Archaeologists and pagans alike glory in the Brodgar complex
Archaeologists are notoriously nervous of attributing ritual significance to anything (the old joke used to be [ed.: Used to be?] that if you found an artefact and couldn’t identify it, it had to have ritual significance), yet they still like to do so whenever possible. I used to work on a site in the mid-1980s – a hill fort in Gloucestershire – where items of potential religious note occasionally turned up (a horse skull buried at the entrance, for example) and this was always cause for some excitement, and also some gnashing of teeth at the prospect of other people who weren’t archaeologists getting excited about it (“And now I suppose we’ll have druids turning up”).
The Brodgar complex has, however, got everyone excited.
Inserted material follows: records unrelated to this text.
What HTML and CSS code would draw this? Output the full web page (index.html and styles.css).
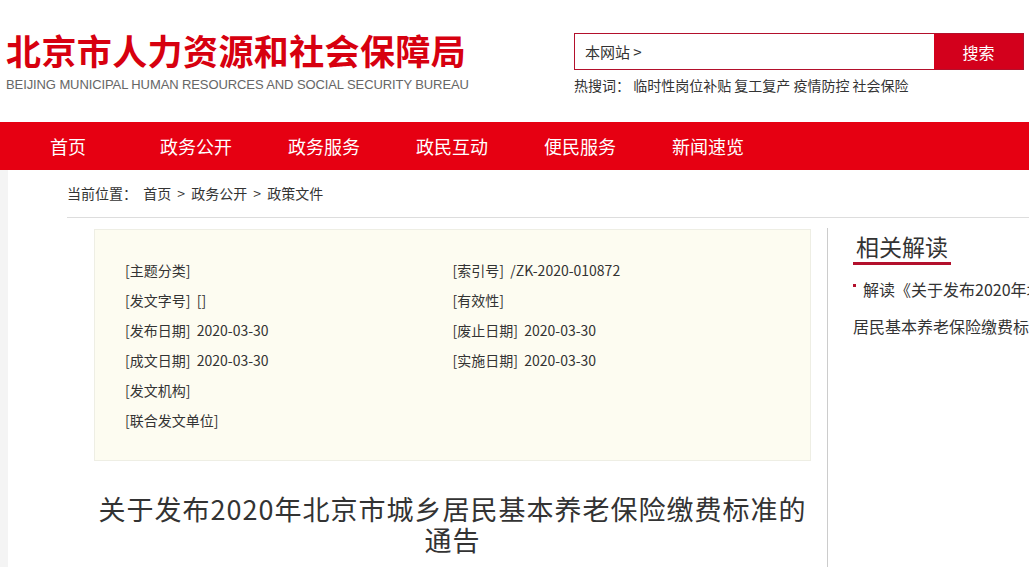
FILE: index.html
```html
<!DOCTYPE html>
<html lang="zh-CN">
<head>
  <meta charset="UTF-8">
  <meta name="viewport" content="width=device-width, initial-scale=1.0">
  <link rel="stylesheet" href="styles.css">
</head>
<body>
  <div class="header">
    <div class="logo">
      <div class="logo-cn">北京市人力资源和社会保障局</div>
      <div class="logo-en">BEIJING MUNICIPAL HUMAN RESOURCES AND SOCIAL SECURITY BUREAU</div>
    </div>
    <div class="search">
      <div class="search-box">
        <div class="search-scope">本网站 &gt;</div>
        <button class="search-btn">搜索</button>
      </div>
      <div class="hot-words">热搜词：&nbsp;临时性岗位补贴 复工复产 疫情防控 社会保险</div>
    </div>
  </div>

  <div class="nav">
    <a href="#">首页</a>
    <a href="#">政务公开</a>
    <a href="#">政务服务</a>
    <a href="#">政民互动</a>
    <a href="#">便民服务</a>
    <a href="#">新闻速览</a>
  </div>

  <div class="main">
    <div class="main-inner">
      <div class="crumbs">当前位置：&nbsp;首页 &gt; 政务公开 &gt; 政策文件</div>
      <div class="content">
        <div class="article">
          <div class="meta">
            <div>[主题分类]</div>
            <div>[索引号]&nbsp; /ZK-2020-010872</div>
            <div>[发文字号]&nbsp; []</div>
            <div>[有效性]</div>
            <div>[发布日期]&nbsp; 2020-03-30</div>
            <div>[废止日期]&nbsp; 2020-03-30</div>
            <div>[成文日期]&nbsp; 2020-03-30</div>
            <div>[实施日期]&nbsp; 2020-03-30</div>
            <div>[发文机构]</div>
            <div></div>
            <div>[联合发文单位]</div>
            <div></div>
          </div>
          <h1 class="title">关于发布2020年北京市城乡居民基本养老保险缴费标准的<span class="nowrap">通告</span></h1>
        </div>
        <div class="side">
          <h2 class="side-title">相关解读</h2>
          <ul class="side-list">
            <li>解读《关于发布2020年北京市城乡居民基本养老保险缴费标准的通告》</li>
          </ul>
        </div>
      </div>
    </div>
  </div>
</body>
</html>
```

FILE: styles.css
```css
:root {
  --nav-red: #e60012;
  --logo-red: #d7000f;
  --dark-red: #b3102c;
  --text: #333;
}

html, body {
  overflow: hidden;
}

body {
  margin: 0;
  font-family: "Noto Sans CJK SC", "Noto Sans", sans-serif;
  color: var(--text);
  background-color: #fff;
}

.header {
  display: flex;
  justify-content: space-between;
  height: 122px;
  padding: 0 5px 0 6px;
}

.logo {
  padding-top: 25px;
}

.logo-cn {
  font-size: 35px;
  line-height: 50px;
  font-weight: bold;
  color: var(--logo-red);
  letter-spacing: 0.4px;
}

.logo-en {
  margin-top: 2px;
  font-family: "Liberation Sans", Arial, sans-serif;
  font-size: 13px;
  line-height: 16px;
  color: #666;
  letter-spacing: -0.1px;
}

.search {
  width: 450px;
  padding-top: 33px;
}

.search-box {
  display: flex;
  height: 37px;
  border: 1px solid var(--dark-red);
  box-sizing: border-box;
}

.search-scope {
  flex: 1;
  padding-left: 10px;
  font-size: 15px;
  line-height: 35px;
}

.search-btn {
  width: 89px;
  border: none;
  background-color: #d3001c;
  color: #fff;
  font-family: inherit;
  font-size: 16px;
  cursor: pointer;
}

.hot-words {
  margin-top: 5px;
  font-size: 14px;
  line-height: 20px;
}

.nav {
  display: flex;
  height: 48px;
  padding-left: 4px;
  background-color: var(--nav-red);
}

.nav a {
  width: 128px;
  text-align: center;
  font-size: 18px;
  line-height: 48px;
  color: #fff;
  text-decoration: none;
}

.main {
  background-color: #f4f4f4;
  padding-left: 8px;
  height: 400px;
}

.main-inner {
  width: 1200px;
  height: 100%;
  padding-left: 59px;
  background-color: #fff;
}

.crumbs {
  padding-top: 13px;
  padding-bottom: 14px;
  border-bottom: 1px solid #ddd;
  font-size: 14px;
  line-height: 20px;
  word-spacing: 3px;
}

.content {
  display: flex;
  height: 100%;
}

.article {
  width: 717px;
  margin-top: 10px;
  padding: 1px 16px 0 27px;
  border-right: 1px solid #ccc;
}

.meta {
  display: grid;
  grid-template-columns: 1fr 1fr;
  padding: 25px 30px 25px;
  background-color: #fdfcf1;
  border: 1px solid #eeeee4;
  font-size: 14px;
  line-height: 30px;
}

.title {
  margin: 32px 0 0;
  font-size: 27px;
  font-weight: normal;
  line-height: 31px;
  letter-spacing: 1px;
  text-align: center;
  color: var(--text);
}

.nowrap {
  white-space: nowrap;
}

.side {
  width: 260px;
  padding-left: 25px;
  padding-top: 13px;
}

.side-title {
  display: inline-block;
  margin: 0;
  padding: 0 3px;
  font-size: 23px;
  font-weight: normal;
  line-height: 31px;
  border-bottom: 3px solid var(--dark-red);
}

.side-list {
  margin: 6px 0 0;
  padding: 0;
  list-style: none;
  font-size: 16px;
  line-height: 37px;
}

.side-list li::before {
  content: "";
  display: inline-block;
  width: 3px;
  height: 3px;
  margin-right: 7px;
  vertical-align: 9px;
  background-color: var(--dark-red);
}
```
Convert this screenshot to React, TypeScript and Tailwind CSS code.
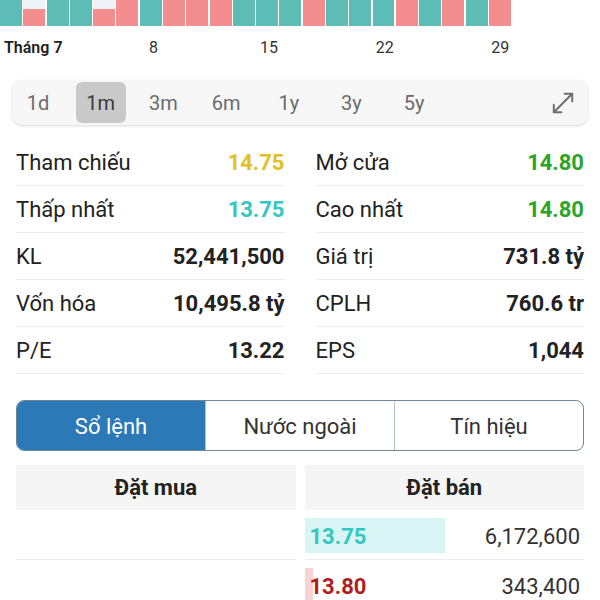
import React from "react";

// T = tăng (teal), G = giảm (pink), H = giảm một phần (nửa trên nhạt)
const bars = "THTTHGTGGGTTTGTTTGTGTG".split("");

const labels: Record<number, string> = {
  0: "Tháng 7",
  6: "8",
  11: "15",
  16: "22",
  21: "29",
};

const ranges = ["1d", "1m", "3m", "6m", "1y", "3y", "5y"];

const leftStats = [
  { label: "Tham chiếu", value: "14.75", color: "text-[#e2c123]" },
  { label: "Thấp nhất", value: "13.75", color: "text-[#34c7c1]" },
  { label: "KL", value: "52,441,500", color: "text-[#222]" },
  { label: "Vốn hóa", value: "10,495.8 tỷ", color: "text-[#222]" },
  { label: "P/E", value: "13.22", color: "text-[#222]" },
];

const rightStats = [
  { label: "Mở cửa", value: "14.80", color: "text-[#2aa52a]" },
  { label: "Cao nhất", value: "14.80", color: "text-[#2aa52a]" },
  { label: "Giá trị", value: "731.8 tỷ", color: "text-[#222]" },
  { label: "CPLH", value: "760.6 tr", color: "text-[#222]" },
  { label: "EPS", value: "1,044", color: "text-[#222]" },
];

const asks = [
  { price: "13.75", volume: "6,172,600", depth: 140, text: "text-[#34c7c1]", bg: "bg-[#d8f4f4]" },
  { price: "13.80", volume: "343,400", depth: 8, text: "text-[#b11d1d]", bg: "bg-[#f8d3d3]" },
];

function StatColumn({ items }: { items: typeof leftStats }) {
  return (
    <div className="flex-1 flex flex-col">
      {items.map((s) => (
        <div
          key={s.label}
          className="h-[47px] flex items-center justify-between border-b border-[#ededed]"
        >
          <span className="text-[22px] text-[#222]">{s.label}</span>
          <span className={`text-[22px] font-bold ${s.color}`}>{s.value}</span>
        </div>
      ))}
    </div>
  );
}

export default function App() {
  return (
    <div className="w-[600px] h-[600px] overflow-hidden bg-white font-['Roboto','Liberation_Sans',sans-serif]">
      {/* mini chart */}
      <div className="flex w-[511px] h-[26px] gap-[1.3px]">
        {bars.map((b, i) => (
          <div key={i} className="flex-1 min-w-0 flex flex-col">
            {b === "H" && <div className="h-[9px] bg-[#eef3f7]" />}
            <div className={`flex-1 ${b === "T" ? "bg-[#5dbcb5]" : "bg-[#f38d8e]"}`} />
          </div>
        ))}
      </div>
      <div className="flex w-[511px] gap-[1.3px] mt-[12px] h-[19px]">
        {bars.map((_, i) => (
          <div
            key={i}
            className={`flex-1 min-w-0 flex whitespace-nowrap text-[16px] leading-[19px] ${
              i === 0 ? "justify-start pl-1 font-semibold text-[#222]" : "justify-center text-[#333]"
            }`}
          >
            {labels[i] ?? ""}
          </div>
        ))}
      </div>

      {/* range selector */}
      <div className="mx-3 mt-[23px] h-[45px] rounded-[10px] bg-[#f7f7f7] shadow-[0_1px_3px_rgba(0,0,0,0.15)] flex items-center pl-[1px] pr-[12px]">
        <div className="flex items-center gap-[12.7px]">
          {ranges.map((r) => (
            <div
              key={r}
              className={`w-[50px] h-[41px] flex items-center justify-center rounded-md text-[20px] ${
                r === "1m" ? "bg-[#c9c9c9] text-[#3a3a3a]" : "text-[#6b6b6b]"
              }`}
            >
              {r}
            </div>
          ))}
        </div>
        <svg
          className="ml-auto"
          width="26"
          height="26"
          viewBox="0 0 24 24"
          fill="none"
          stroke="#6e6e6e"
          strokeWidth="1.8"
          strokeLinecap="round"
          strokeLinejoin="round"
        >
          <path d="M3.5 20.5 20.5 3.5" />
          <path d="M13.5 3.5h7v7" />
          <path d="M10.5 20.5h-7v-7" />
        </svg>
      </div>

      {/* stats */}
      <div className="flex px-4 gap-[31px] mt-[14px]">
        <StatColumn items={leftStats} />
        <StatColumn items={rightStats} />
      </div>

      {/* tabs */}
      <div className="mx-4 mt-[26px] h-[51px] flex rounded-lg border border-[#6e8698] overflow-hidden">
        <div className="flex-1 flex items-center justify-center pt-[2px] bg-[#2b79b6] text-white text-[22px]">
          Sổ lệnh
        </div>
        <div className="flex-1 flex items-center justify-center pt-[2px] border-l border-[#b5bcc3] text-[#333] text-[22px]">
          Nước ngoài
        </div>
        <div className="flex-1 flex items-center justify-center pt-[2px] border-l border-[#b5bcc3] text-[#333] text-[22px]">
          Tín hiệu
        </div>
      </div>

      {/* order book */}
      <div className="flex px-4 gap-[9px] mt-[14px]">
        <div className="flex-1 flex flex-col">
          <div className="h-[45px] bg-[#f5f5f5] flex items-center justify-center text-[22px] font-bold text-[#222]">
            Đặt mua
          </div>
          {asks.map((a) => (
            <div key={a.price} className="h-[50px] border-b border-[#ededed]" />
          ))}
        </div>
        <div className="flex-1 flex flex-col">
          <div className="h-[45px] bg-[#f5f5f5] flex items-center justify-center text-[22px] font-bold text-[#222]">
            Đặt bán
          </div>
          {asks.map((a) => (
            <div
              key={a.price}
              className="relative h-[50px] flex items-center justify-between border-b border-[#ededed] pt-[3px] pl-[5px] pr-[4px]"
            >
              <div
                className={`absolute left-0 top-[8px] bottom-[6px] ${a.bg}`}
                style={{ width: a.depth }}
              />
              <span className={`relative text-[22px] font-bold ${a.text}`}>{a.price}</span>
              <span className="relative text-[22px] text-[#333]">{a.volume}</span>
            </div>
          ))}
        </div>
      </div>
    </div>
  );
}
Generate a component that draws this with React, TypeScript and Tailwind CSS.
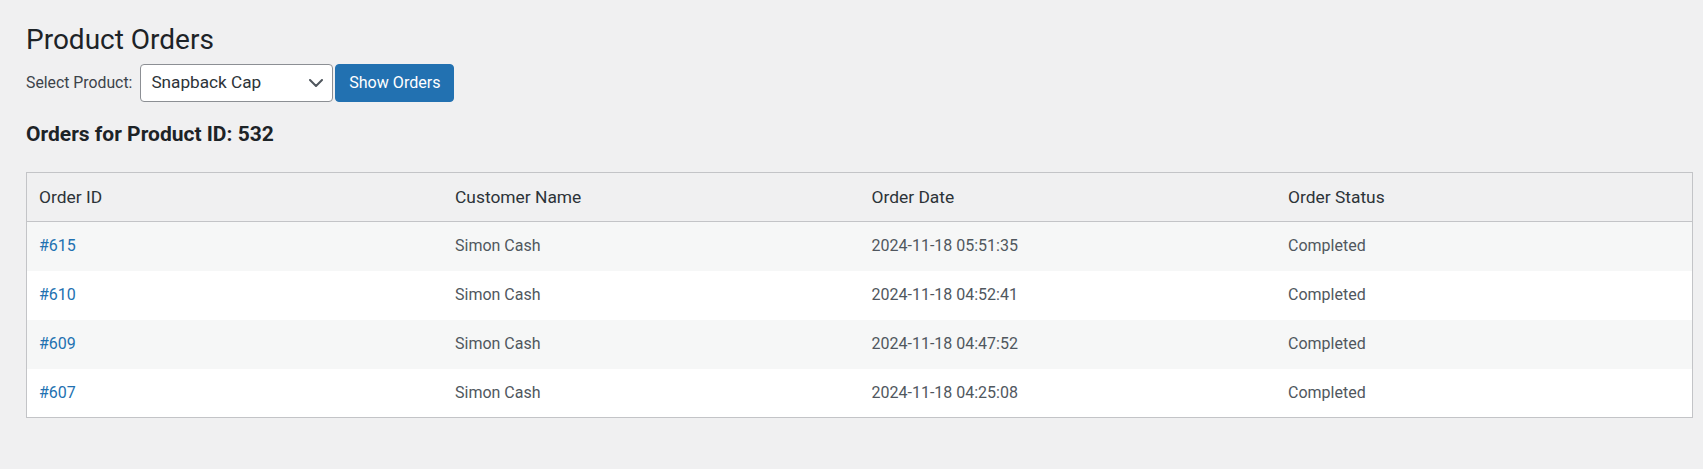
import React from "react";

const rows = [
  { id: "#615", name: "Simon Cash", date: "2024-11-18 05:51:35", status: "Completed" },
  { id: "#610", name: "Simon Cash", date: "2024-11-18 04:52:41", status: "Completed" },
  { id: "#609", name: "Simon Cash", date: "2024-11-18 04:47:52", status: "Completed" },
  { id: "#607", name: "Simon Cash", date: "2024-11-18 04:25:08", status: "Completed" },
];

export default function App() {
  return (
    <div
      className="min-h-screen bg-[#f0f0f1] pl-[26px] pr-[10px] pt-[22px]"
      style={{ fontFamily: "Roboto, 'Noto Sans', Arial, sans-serif" }}
    >
      <h1 className="text-[28px] leading-[36px] font-normal text-[#1d2327]">Product Orders</h1>
      <div className="mt-[6px] flex items-center h-[38px]">
        <span className="text-[15.8px] text-[#3c434a]">Select Product:</span>
        <div className="ml-[8px] flex h-[38px] w-[193px] items-center justify-between rounded-[4px] border border-[#8c8f94] bg-white pl-[10px] pr-[9px] text-[17.2px] text-[#2c3338]">
          <span>Snapback Cap</span>
          <svg width="14" height="8" viewBox="0 0 14 8" fill="none">
            <path d="M1 1l6 6 6-6" stroke="#50575e" strokeWidth="2" strokeLinecap="round" strokeLinejoin="round" />
          </svg>
        </div>
        <button className="ml-[2px] flex h-[38px] w-[119px] items-center justify-center rounded-[4px] border border-[#2271b1] bg-[#2271b1] text-[16.1px] text-white">
          Show Orders
        </button>
      </div>
      <h2 className="mt-[19px] text-[21px] leading-[26px] font-bold text-[#1d2327]">Orders for Product ID: 532</h2>
      <table className="mt-[25px] w-full table-fixed border-collapse border border-[#c3c4c7] text-[16px]">
        <thead>
          <tr className="h-[49px] border-b border-[#c3c4c7] bg-[#f0f0f1] text-[#2c3338] text-[17.4px]">
            <th className="px-[12px] text-left font-normal">Order ID</th>
            <th className="px-[12px] text-left font-normal">Customer Name</th>
            <th className="px-[12px] text-left font-normal">Order Date</th>
            <th className="px-[12px] text-left font-normal">Order Status</th>
          </tr>
        </thead>
        <tbody>
          {rows.map((r, i) => (
            <tr key={r.id} className={`h-[49px] text-[#50575e] ${i % 2 === 0 ? "bg-[#f6f7f7]" : "bg-white"}`}>
              <td className="px-[12px]">
                <a className="text-[#2271b1]">{r.id}</a>
              </td>
              <td className="px-[12px]">{r.name}</td>
              <td className="px-[12px]">{r.date}</td>
              <td className="px-[12px]">{r.status}</td>
            </tr>
          ))}
        </tbody>
      </table>
    </div>
  );
}
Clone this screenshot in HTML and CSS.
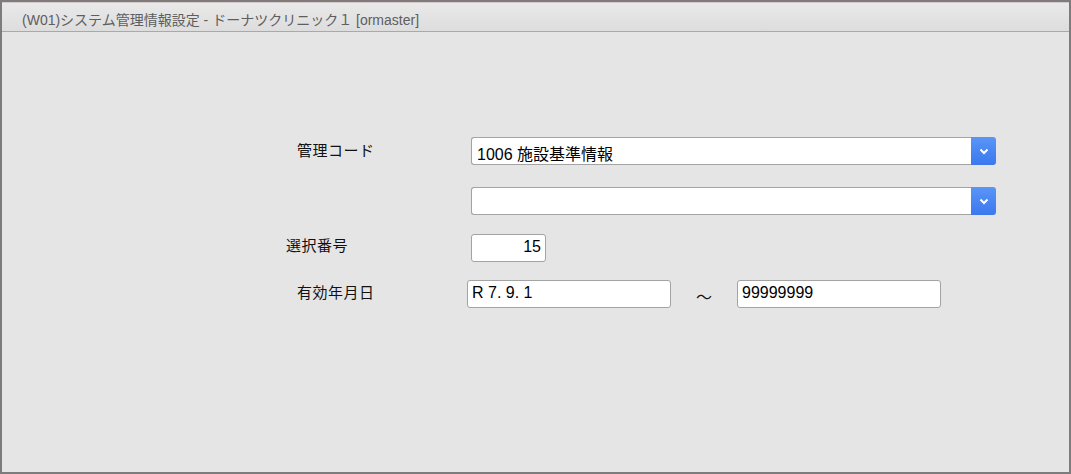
FILE: index.html
```html
<!DOCTYPE html>
<html lang="ja">

<head>
    <meta charset="UTF-8">
    <meta name="viewport" content="width=device-width, initial-scale=1.0">
    <title>システム管理情報設定</title>
    <link rel="stylesheet" href="styles.css">
</head>

<body>

    <div class="window">
        <div class="titlebar">(W01)システム管理情報設定 - ドーナツクリニック１ [ormaster]</div>

        <div class="form">
            <!-- 管理コード -->
            <div class="row row-code">
                <div class="label label-indent label-code">管理コード</div>
                <div class="select">
                    <div class="select-text">1006 施設基準情報</div>
                    <div class="select-btn">
                        <svg width="10" height="7" viewBox="0 0 10 7"><path d="M1.5 1.5 L5 5 L8.5 1.5" fill="none" stroke="#fff" stroke-width="2"/></svg>
                    </div>
                </div>
            </div>

            <div class="row row-sub">
                <div class="label"></div>
                <div class="select">
                    <div class="select-text"></div>
                    <div class="select-btn">
                        <svg width="10" height="7" viewBox="0 0 10 7"><path d="M1.5 1.5 L5 5 L8.5 1.5" fill="none" stroke="#fff" stroke-width="2"/></svg>
                    </div>
                </div>
            </div>

            <!-- 選択番号 -->
            <div class="row row-num">
                <div class="label">選択番号</div>
                <div class="input input-num">15</div>
            </div>

            <!-- 有効年月日 -->
            <div class="row row-date">
                <div class="label label-indent label-date">有効年月日</div>
                <div class="input input-date">R 7. 9. 1</div>
                <div class="tilde">～</div>
                <div class="input input-date">99999999</div>
            </div>
        </div>
    </div>

</body>

</html>
```

FILE: styles.css
```css
body {
    margin: 0;
    font-family: "Liberation Sans", Arial, "Noto Sans CJK JP", sans-serif;
    background-color: #e5e5e5;
}

.window {
    width: 1071px;
    height: 474px;
    box-sizing: border-box;
    border: 2px solid #7c7c7c;
    background-color: #e5e5e5;
}

.titlebar {
    height: 30px;
    box-sizing: border-box;
    padding: 6px 0 0 20px;
    font-size: 14px;
    color: #5e5e5e;
    background: linear-gradient(#e9e9e9, #dddddd);
    border-bottom: 1px solid #a9a9a9;
    border-top: 1px solid #d7c9c9;
}

.form {
    padding-top: 105px;
    padding-left: 284px;
}

.row {
    display: flex;
    align-items: center;
}

.row-sub {
    margin-top: 22px;
}

.row-num {
    margin-top: 19px;
    align-items: flex-start;
}

.row-date {
    margin-top: 17px;
}

.label {
    width: 185px;
    box-sizing: border-box;
    font-size: 15px;
    letter-spacing: 0.5px;
    color: #111;
}

.label-indent {
    padding-left: 11px;
}

.label-code {
    padding-bottom: 3px;
}

.label-date {
    width: 181px;
    padding-bottom: 4px;
}

.select {
    display: flex;
    width: 525px;
    height: 28px;
}

.select-text {
    flex: 1;
    box-sizing: border-box;
    height: 28px;
    background-color: #fff;
    border: 1px solid #a3a3a3;
    border-right: none;
    border-radius: 3px 0 0 3px;
    padding: 3px 0 0 5px;
    font-size: 16px;
    color: #000;
}

.select-btn {
    width: 25px;
    height: 28px;
    background: linear-gradient(#5a95f7, #3a78ee);
    border-radius: 0 3px 3px 0;
    display: flex;
    align-items: center;
    justify-content: center;
}

.input {
    box-sizing: border-box;
    height: 28px;
    background-color: #fff;
    border: 1px solid #a3a3a3;
    border-radius: 3px;
    font-size: 16px;
    color: #000;
    padding-top: 3px;
}

.input-num {
    width: 75px;
    text-align: right;
    padding-right: 4px;
}

.input-date {
    width: 204px;
    padding-left: 4px;
}

.tilde {
    width: 66px;
    text-align: center;
    font-size: 16px;
    padding-top: 5px;
    color: #111;
}
```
It ticks all the boxes that make archaeologists, other academics, lay historians and pagans jump up and down. Its age is significant: it’s around 800 years older than Stonehenge (although lately, having had to do some research into ancient Britain, I’ve been exercised by just how widely dates for sites vary, so perhaps some caution is called for). Pottery found at Stonehenge apparently originated in Orkney, or was modelled on pottery that did.
Blogged on this thing once before, but it’s starting to look rather more important than I gave it credit earlier.

Yes, this really is very big and very impressive. In age as well as all the rest, at least in feeling so to say the “mother of Stonehenge”.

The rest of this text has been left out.